Gather from the material every line that contains the string "screenshot".

**Pages as source code:**
--- BEGIN ---

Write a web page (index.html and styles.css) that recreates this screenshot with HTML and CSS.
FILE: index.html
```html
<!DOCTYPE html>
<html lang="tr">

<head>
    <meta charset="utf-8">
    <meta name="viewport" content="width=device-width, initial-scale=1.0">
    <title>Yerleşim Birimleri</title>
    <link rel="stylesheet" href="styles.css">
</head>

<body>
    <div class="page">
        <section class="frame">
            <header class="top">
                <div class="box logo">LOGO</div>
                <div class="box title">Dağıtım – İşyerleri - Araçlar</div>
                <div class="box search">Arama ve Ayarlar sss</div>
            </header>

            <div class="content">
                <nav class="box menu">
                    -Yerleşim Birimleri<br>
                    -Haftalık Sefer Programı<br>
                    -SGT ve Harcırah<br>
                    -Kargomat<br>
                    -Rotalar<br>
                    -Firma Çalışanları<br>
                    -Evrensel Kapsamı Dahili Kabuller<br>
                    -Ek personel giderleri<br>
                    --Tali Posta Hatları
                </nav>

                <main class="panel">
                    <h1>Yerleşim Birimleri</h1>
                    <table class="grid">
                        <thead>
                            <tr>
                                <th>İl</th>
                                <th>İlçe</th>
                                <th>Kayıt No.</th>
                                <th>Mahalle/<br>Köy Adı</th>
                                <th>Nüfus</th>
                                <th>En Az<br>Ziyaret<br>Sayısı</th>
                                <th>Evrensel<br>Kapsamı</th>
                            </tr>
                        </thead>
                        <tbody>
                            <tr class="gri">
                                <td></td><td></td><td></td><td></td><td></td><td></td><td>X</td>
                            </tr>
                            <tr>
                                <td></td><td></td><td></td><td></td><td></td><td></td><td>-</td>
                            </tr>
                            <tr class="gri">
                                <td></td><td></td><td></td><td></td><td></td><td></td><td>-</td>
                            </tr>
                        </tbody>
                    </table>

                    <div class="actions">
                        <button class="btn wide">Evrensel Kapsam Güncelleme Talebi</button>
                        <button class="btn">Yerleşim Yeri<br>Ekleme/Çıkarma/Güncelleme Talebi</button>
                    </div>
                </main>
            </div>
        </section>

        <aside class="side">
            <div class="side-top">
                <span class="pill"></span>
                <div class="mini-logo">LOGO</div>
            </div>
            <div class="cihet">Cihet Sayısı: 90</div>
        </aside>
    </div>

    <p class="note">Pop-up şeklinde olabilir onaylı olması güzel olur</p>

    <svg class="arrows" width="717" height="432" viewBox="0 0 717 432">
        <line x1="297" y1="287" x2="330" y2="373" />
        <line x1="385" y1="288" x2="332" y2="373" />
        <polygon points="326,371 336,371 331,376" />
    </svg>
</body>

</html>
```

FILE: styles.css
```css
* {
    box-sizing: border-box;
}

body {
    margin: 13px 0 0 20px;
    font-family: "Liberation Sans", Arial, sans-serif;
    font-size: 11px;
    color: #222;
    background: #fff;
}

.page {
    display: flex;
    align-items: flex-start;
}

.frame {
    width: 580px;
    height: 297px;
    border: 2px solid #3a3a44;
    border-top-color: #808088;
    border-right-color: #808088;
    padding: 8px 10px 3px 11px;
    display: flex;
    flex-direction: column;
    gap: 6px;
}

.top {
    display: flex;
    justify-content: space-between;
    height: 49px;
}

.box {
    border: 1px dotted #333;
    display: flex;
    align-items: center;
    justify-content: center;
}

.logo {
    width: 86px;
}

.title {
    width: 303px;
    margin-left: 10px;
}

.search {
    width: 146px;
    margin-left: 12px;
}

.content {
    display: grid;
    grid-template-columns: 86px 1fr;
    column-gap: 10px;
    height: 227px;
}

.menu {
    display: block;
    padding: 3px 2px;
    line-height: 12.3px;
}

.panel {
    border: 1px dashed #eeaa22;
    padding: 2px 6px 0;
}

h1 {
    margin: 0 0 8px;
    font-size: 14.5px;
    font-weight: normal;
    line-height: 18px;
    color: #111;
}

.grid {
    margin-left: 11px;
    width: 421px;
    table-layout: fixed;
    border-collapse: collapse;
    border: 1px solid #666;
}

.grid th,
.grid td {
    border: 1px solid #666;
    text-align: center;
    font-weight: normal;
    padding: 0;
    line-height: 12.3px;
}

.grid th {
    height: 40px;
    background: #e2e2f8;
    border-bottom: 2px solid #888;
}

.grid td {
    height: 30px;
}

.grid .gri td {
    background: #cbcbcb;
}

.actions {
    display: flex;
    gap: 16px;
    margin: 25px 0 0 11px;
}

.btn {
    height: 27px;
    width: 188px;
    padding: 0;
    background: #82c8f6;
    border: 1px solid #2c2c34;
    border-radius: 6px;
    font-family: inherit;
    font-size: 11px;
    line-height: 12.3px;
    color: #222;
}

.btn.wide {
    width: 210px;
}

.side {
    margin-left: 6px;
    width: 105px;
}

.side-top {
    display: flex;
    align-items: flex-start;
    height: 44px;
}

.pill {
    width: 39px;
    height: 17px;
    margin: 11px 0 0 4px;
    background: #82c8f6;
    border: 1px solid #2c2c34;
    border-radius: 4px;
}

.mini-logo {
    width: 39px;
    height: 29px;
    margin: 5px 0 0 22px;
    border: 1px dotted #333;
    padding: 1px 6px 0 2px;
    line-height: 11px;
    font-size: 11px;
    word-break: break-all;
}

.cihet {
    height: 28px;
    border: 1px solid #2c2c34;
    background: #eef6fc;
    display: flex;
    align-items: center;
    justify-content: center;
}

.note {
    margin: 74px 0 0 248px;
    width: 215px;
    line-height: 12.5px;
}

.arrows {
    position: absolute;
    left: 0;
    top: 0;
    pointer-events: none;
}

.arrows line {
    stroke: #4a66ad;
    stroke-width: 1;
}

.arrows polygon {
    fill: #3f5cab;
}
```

--- END ---
--- BEGIN ---

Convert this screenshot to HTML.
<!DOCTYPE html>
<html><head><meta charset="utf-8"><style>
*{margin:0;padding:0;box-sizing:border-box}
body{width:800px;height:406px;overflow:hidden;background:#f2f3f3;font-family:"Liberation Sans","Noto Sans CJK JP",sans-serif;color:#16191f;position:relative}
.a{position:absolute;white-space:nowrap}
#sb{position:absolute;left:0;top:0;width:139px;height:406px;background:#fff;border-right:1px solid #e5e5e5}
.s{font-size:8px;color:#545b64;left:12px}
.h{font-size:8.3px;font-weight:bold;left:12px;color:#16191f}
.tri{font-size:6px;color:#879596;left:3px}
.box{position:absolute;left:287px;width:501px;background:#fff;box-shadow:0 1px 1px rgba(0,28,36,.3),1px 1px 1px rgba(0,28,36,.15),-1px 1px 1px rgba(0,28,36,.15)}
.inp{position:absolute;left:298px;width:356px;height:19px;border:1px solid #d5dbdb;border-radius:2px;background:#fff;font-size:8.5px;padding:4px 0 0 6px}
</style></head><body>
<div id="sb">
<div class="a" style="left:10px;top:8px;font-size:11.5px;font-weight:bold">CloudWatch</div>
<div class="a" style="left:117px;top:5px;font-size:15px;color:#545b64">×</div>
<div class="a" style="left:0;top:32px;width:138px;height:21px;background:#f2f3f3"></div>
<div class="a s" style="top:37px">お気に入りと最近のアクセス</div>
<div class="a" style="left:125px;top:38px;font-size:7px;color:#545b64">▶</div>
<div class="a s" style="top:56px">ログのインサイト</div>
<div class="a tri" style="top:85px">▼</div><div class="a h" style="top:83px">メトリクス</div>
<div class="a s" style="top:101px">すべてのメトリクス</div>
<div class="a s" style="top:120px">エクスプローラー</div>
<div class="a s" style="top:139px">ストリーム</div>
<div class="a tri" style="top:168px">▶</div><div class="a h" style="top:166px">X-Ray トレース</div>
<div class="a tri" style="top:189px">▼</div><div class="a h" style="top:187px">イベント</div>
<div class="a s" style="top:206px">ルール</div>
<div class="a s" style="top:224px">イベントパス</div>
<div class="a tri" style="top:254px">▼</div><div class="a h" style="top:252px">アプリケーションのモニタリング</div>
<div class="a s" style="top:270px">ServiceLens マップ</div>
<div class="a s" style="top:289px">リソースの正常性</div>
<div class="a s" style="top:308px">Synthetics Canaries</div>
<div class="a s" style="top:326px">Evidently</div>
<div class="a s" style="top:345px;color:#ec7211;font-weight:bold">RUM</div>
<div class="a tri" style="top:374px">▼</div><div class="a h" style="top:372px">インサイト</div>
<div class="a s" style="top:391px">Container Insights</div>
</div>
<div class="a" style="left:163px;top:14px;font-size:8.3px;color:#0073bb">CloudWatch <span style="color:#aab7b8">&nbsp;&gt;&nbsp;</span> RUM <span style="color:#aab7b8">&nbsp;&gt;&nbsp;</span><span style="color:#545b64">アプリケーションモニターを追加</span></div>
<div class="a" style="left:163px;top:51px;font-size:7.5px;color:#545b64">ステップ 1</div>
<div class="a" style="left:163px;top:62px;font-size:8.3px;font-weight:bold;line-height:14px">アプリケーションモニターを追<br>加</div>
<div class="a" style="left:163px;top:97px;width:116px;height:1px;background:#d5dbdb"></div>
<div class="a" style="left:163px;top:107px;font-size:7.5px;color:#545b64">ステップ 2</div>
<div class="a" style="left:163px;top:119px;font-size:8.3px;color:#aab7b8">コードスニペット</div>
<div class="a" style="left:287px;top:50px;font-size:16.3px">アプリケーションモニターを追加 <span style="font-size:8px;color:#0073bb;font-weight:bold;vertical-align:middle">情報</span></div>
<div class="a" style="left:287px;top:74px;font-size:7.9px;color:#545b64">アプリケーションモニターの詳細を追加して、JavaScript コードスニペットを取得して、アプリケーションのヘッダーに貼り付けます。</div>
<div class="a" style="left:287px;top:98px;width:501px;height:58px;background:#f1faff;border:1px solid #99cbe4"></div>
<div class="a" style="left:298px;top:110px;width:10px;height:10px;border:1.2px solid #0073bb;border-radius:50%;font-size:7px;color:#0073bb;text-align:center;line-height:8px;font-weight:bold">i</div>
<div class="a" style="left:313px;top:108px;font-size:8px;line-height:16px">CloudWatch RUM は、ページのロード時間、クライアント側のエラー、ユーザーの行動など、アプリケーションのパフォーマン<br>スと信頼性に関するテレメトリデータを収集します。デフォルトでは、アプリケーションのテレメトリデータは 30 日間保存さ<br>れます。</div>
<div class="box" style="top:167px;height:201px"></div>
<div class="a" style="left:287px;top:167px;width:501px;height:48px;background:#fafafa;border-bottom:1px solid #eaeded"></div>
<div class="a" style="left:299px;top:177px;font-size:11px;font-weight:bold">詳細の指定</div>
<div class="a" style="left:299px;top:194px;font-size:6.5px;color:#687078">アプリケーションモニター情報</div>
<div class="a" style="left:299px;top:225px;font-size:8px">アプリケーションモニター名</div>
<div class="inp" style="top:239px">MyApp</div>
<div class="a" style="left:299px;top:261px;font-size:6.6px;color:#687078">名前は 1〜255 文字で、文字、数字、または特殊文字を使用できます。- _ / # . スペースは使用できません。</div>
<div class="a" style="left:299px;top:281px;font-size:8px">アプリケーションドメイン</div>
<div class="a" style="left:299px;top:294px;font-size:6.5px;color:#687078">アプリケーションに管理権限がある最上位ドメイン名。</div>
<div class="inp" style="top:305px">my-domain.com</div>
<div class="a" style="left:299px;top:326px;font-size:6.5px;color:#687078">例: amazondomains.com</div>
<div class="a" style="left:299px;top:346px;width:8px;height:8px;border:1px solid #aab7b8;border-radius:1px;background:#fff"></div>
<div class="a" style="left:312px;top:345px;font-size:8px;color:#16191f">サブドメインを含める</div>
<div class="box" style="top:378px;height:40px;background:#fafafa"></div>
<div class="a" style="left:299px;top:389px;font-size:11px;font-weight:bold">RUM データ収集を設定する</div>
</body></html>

--- END ---

**IN RESPONSE:**
Write a web page (index.html and styles.css) that recreates this screenshot with HTML and CSS.
Convert this screenshot to HTML.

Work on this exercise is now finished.